● WRITTEN EXERCISE
In the records below, find each line with the word "screenshot" and copy it.

***** AVAILABLE DATA *****

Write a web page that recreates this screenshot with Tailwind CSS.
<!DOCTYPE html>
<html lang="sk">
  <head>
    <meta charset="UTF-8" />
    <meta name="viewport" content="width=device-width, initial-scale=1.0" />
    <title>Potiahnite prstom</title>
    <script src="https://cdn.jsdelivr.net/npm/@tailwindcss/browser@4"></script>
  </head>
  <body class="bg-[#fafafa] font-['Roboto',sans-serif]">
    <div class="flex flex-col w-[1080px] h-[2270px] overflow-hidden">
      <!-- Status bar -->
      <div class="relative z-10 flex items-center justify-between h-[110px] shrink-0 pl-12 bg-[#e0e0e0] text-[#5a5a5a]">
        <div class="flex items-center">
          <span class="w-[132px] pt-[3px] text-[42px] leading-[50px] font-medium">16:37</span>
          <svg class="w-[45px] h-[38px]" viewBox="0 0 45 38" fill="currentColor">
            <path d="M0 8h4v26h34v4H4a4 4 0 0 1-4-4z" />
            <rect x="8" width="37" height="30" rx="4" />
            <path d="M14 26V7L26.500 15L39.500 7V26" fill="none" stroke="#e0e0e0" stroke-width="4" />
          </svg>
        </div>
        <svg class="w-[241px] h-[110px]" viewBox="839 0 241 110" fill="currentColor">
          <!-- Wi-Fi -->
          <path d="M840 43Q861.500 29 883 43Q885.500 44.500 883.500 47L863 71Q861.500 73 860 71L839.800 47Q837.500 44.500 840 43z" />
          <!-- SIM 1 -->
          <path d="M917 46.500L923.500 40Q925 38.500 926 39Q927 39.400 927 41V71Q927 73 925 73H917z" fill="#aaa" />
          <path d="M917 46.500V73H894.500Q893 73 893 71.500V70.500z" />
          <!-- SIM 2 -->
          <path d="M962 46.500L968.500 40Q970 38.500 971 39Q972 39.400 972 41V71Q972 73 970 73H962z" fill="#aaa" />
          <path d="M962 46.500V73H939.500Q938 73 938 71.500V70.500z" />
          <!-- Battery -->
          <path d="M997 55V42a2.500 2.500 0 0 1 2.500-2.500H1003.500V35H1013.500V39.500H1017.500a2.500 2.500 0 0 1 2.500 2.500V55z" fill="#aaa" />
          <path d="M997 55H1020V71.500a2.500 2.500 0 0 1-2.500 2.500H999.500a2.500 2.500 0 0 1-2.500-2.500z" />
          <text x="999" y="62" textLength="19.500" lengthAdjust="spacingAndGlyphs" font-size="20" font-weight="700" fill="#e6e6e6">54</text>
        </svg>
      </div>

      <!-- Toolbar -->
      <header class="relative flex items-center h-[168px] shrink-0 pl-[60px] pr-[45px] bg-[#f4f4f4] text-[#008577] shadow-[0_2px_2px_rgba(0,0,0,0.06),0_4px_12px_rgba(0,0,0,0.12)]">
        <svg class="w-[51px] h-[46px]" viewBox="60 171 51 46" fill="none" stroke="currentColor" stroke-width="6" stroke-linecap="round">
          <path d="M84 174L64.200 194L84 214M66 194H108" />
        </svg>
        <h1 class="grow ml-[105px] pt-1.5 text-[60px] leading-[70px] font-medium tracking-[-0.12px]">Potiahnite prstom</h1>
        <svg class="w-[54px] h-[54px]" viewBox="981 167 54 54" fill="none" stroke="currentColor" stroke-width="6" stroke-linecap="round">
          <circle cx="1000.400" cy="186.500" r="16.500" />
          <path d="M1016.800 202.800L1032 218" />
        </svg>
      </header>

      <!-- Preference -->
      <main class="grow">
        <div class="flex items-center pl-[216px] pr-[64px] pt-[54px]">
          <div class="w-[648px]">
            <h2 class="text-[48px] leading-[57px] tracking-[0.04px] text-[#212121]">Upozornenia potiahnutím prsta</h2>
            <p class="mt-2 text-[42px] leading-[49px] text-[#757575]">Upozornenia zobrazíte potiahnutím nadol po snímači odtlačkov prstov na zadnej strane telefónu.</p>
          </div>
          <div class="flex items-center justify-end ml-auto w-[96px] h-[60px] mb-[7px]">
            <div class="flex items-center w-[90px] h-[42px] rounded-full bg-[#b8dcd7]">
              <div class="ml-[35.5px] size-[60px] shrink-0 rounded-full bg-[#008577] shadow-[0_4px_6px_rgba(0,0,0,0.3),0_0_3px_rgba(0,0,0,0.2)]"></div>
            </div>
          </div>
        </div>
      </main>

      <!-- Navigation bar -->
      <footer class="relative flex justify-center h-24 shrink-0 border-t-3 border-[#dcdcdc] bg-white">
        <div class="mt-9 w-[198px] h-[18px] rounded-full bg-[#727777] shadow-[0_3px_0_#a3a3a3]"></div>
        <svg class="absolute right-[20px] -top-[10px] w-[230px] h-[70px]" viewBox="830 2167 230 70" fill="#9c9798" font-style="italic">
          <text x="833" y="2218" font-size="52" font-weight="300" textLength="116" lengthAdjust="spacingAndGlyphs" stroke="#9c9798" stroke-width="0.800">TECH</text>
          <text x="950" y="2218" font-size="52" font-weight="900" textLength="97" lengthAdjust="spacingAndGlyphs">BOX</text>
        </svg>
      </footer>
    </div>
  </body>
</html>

*****
***** AVAILABLE DATA *****

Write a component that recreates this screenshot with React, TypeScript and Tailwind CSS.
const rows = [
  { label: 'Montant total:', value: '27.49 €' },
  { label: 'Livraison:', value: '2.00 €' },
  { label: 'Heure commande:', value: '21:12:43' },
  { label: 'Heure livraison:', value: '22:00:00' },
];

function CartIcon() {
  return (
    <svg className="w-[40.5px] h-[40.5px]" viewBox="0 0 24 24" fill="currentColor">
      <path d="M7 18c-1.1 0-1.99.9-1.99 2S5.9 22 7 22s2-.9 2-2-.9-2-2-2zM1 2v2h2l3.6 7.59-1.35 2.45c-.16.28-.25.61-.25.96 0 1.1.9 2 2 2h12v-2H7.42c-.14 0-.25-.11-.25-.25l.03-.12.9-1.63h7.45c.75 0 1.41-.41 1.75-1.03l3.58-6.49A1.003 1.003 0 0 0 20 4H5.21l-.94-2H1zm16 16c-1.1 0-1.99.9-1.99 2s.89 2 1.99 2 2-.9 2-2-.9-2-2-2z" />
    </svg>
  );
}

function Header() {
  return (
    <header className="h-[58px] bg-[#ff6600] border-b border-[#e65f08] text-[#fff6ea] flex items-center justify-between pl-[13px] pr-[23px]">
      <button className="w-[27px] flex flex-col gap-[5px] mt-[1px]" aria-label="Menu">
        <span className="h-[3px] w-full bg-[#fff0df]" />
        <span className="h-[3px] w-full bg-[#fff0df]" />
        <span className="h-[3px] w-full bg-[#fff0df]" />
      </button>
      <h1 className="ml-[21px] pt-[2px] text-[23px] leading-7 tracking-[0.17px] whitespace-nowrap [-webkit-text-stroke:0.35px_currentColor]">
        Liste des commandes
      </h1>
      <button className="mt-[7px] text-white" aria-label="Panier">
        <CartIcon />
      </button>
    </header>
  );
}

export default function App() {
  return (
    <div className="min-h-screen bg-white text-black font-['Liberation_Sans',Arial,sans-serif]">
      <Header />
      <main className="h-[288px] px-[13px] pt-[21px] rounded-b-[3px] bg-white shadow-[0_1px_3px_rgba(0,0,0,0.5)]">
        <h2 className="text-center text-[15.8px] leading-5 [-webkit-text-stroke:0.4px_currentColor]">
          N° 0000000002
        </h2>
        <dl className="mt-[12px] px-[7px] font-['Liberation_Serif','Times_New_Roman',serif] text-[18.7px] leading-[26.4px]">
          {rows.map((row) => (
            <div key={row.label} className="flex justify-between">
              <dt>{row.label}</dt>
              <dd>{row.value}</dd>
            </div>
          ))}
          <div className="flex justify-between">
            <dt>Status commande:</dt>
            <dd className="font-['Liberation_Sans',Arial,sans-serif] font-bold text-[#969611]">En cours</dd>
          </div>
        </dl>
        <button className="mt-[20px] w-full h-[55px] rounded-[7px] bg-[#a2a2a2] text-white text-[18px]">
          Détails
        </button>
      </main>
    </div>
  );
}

*****
***** AVAILABLE DATA *****

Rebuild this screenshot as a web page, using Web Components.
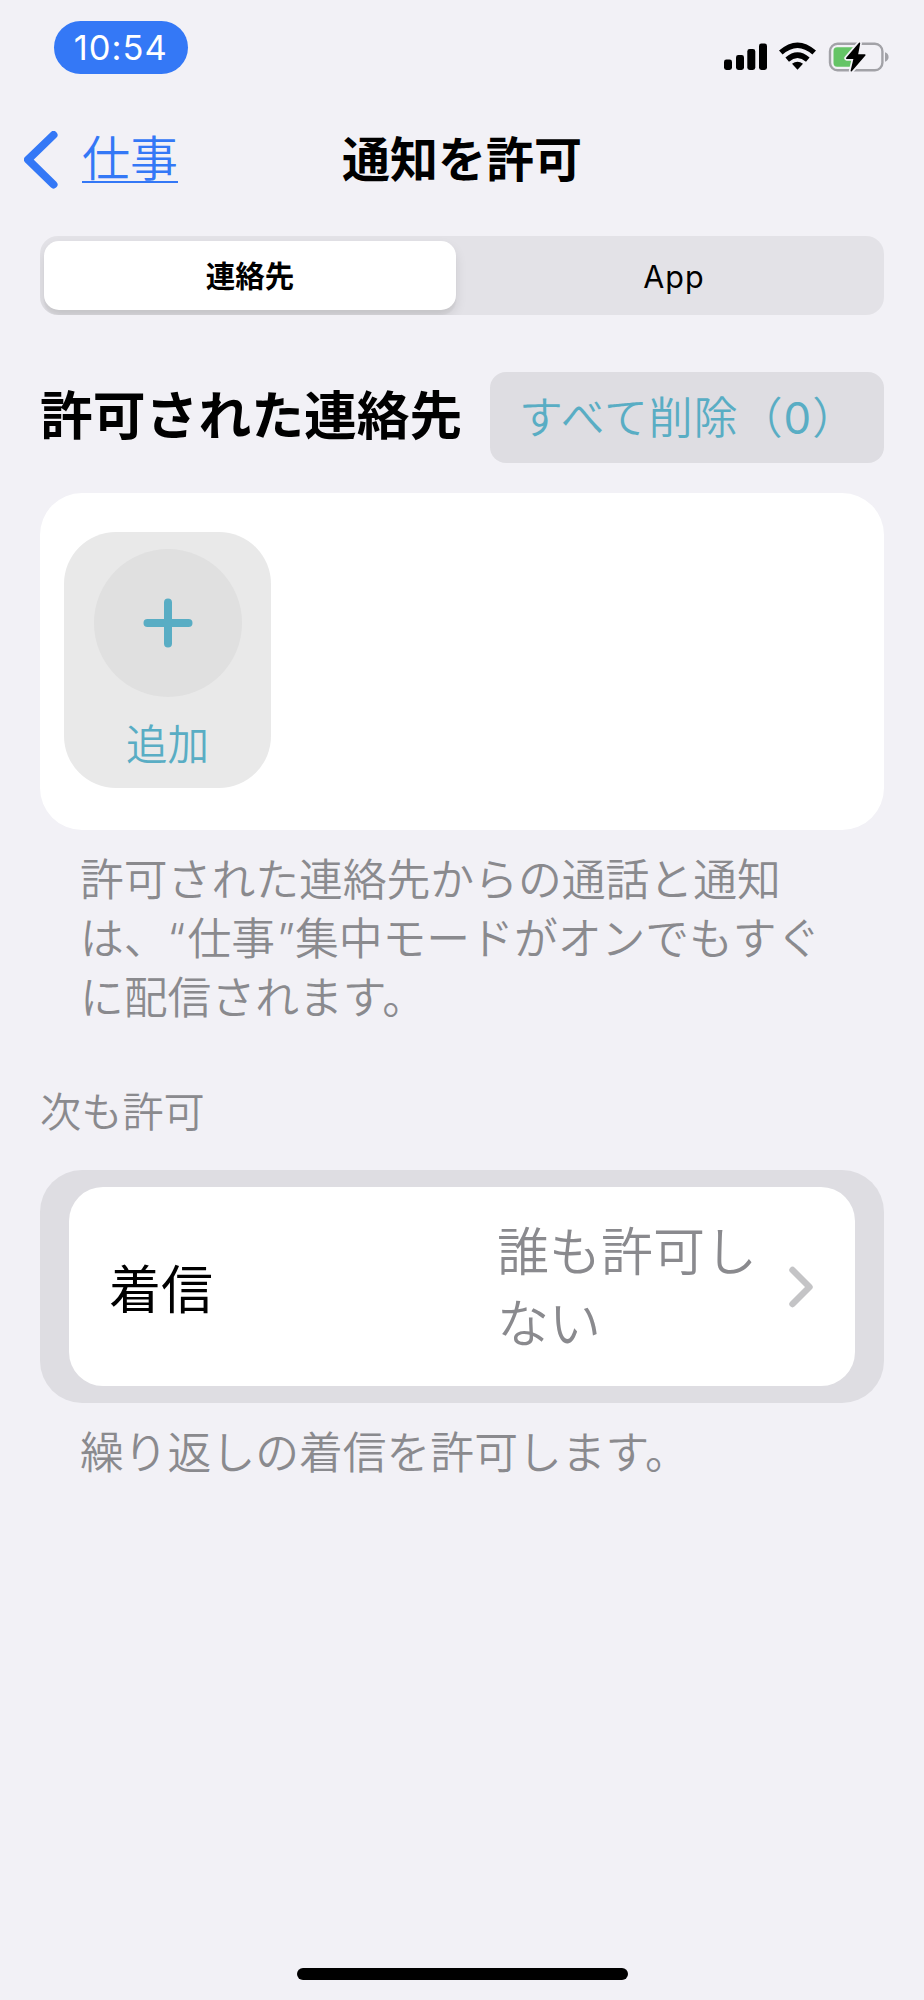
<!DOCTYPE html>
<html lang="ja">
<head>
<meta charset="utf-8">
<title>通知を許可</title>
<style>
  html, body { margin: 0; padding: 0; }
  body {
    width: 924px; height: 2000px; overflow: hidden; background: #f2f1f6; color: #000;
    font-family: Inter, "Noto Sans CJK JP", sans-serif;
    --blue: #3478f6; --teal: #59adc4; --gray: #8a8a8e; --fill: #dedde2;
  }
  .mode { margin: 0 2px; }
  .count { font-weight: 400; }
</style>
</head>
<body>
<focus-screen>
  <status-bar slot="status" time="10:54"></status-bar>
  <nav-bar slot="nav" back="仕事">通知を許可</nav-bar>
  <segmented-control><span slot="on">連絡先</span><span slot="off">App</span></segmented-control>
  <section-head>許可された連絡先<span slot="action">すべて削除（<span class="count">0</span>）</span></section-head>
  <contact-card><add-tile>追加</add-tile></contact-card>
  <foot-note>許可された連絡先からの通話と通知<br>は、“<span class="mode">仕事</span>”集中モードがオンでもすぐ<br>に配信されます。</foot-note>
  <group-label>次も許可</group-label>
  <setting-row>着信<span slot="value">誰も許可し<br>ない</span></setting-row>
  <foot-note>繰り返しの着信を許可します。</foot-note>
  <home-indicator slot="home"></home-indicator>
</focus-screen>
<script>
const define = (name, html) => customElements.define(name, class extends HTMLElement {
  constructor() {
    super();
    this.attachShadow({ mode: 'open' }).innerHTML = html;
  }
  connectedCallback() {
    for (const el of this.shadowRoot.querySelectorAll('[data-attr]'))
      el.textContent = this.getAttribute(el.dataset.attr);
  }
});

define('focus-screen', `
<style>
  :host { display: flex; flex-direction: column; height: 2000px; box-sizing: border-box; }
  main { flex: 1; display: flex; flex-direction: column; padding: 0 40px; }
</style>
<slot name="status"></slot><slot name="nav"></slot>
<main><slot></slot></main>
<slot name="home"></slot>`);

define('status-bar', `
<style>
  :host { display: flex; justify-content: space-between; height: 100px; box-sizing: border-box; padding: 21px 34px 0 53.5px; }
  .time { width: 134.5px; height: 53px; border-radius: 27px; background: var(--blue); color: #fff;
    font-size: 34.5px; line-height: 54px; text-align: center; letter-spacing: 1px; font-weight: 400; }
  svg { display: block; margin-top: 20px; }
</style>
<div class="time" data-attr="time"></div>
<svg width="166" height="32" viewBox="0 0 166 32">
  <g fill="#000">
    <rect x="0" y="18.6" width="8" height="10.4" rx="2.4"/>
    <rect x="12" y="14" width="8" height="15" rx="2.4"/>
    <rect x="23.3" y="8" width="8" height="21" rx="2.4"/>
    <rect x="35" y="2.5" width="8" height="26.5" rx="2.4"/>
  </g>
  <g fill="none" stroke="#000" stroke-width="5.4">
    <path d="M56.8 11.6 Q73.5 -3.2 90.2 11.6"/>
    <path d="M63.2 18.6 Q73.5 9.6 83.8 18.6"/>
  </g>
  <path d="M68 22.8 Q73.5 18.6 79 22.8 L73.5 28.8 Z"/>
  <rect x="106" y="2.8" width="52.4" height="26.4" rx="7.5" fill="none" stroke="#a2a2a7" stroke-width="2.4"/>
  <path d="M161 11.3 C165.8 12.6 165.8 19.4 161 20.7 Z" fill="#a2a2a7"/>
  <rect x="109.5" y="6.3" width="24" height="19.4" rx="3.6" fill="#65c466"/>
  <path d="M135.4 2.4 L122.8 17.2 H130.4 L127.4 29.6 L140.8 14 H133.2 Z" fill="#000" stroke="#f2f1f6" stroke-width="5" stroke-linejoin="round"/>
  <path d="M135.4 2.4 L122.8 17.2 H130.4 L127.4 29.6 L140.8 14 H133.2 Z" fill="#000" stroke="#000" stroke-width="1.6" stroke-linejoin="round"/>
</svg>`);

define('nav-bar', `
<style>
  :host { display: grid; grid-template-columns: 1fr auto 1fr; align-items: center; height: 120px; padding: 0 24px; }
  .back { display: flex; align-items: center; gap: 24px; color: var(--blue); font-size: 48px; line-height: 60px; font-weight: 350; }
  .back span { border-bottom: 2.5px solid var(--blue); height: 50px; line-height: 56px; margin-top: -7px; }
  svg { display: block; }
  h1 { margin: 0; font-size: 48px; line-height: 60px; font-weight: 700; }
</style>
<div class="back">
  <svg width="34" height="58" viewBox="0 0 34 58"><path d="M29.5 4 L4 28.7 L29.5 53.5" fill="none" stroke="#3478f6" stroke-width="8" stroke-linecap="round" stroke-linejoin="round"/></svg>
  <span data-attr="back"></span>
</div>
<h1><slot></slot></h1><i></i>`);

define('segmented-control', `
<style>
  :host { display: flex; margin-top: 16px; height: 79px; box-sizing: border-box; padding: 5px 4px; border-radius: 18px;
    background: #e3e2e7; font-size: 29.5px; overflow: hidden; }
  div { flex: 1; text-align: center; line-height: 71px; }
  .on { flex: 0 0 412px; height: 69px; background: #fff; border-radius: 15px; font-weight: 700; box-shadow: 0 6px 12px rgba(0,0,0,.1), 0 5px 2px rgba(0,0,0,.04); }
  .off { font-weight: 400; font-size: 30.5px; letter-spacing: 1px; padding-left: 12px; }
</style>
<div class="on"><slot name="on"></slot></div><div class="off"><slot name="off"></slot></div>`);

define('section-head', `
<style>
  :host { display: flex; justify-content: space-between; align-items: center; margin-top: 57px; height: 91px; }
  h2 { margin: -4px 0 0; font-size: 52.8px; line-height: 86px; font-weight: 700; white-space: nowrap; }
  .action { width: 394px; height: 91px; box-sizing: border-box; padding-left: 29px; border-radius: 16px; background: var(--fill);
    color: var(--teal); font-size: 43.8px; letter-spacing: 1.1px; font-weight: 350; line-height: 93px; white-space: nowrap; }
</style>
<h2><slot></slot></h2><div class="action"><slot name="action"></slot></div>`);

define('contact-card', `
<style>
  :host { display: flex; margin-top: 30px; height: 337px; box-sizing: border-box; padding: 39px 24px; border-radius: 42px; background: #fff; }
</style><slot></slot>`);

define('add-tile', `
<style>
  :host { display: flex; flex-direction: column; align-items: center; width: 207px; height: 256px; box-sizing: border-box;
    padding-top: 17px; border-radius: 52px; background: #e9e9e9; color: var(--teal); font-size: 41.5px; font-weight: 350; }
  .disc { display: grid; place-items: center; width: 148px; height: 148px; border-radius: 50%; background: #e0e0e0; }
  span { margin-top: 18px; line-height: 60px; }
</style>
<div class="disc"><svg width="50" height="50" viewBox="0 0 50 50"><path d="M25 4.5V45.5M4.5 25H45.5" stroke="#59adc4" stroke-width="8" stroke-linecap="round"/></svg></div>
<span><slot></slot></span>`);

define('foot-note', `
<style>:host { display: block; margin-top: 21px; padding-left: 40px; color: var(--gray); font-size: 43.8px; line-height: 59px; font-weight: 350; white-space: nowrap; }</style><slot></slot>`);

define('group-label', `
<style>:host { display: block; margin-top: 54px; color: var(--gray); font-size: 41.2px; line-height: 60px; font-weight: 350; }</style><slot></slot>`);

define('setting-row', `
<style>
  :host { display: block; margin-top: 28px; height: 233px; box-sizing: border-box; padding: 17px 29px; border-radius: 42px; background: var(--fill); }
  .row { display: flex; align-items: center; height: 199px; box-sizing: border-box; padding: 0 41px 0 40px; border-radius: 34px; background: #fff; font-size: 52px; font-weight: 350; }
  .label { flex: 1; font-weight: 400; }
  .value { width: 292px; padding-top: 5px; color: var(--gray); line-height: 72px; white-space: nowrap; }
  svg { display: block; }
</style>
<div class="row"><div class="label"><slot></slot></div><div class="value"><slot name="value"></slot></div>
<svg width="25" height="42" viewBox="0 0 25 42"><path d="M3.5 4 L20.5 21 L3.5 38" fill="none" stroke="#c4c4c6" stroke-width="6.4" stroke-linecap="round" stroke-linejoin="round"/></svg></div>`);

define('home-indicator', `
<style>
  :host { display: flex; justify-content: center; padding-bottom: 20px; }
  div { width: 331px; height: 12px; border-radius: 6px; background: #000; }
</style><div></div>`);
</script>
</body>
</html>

*****

● THE RESULT
Write a web page that recreates this screenshot with Tailwind CSS.
Write a component that recreates this screenshot with React, TypeScript and Tailwind CSS.
Rebuild this screenshot as a web page, using Web Components.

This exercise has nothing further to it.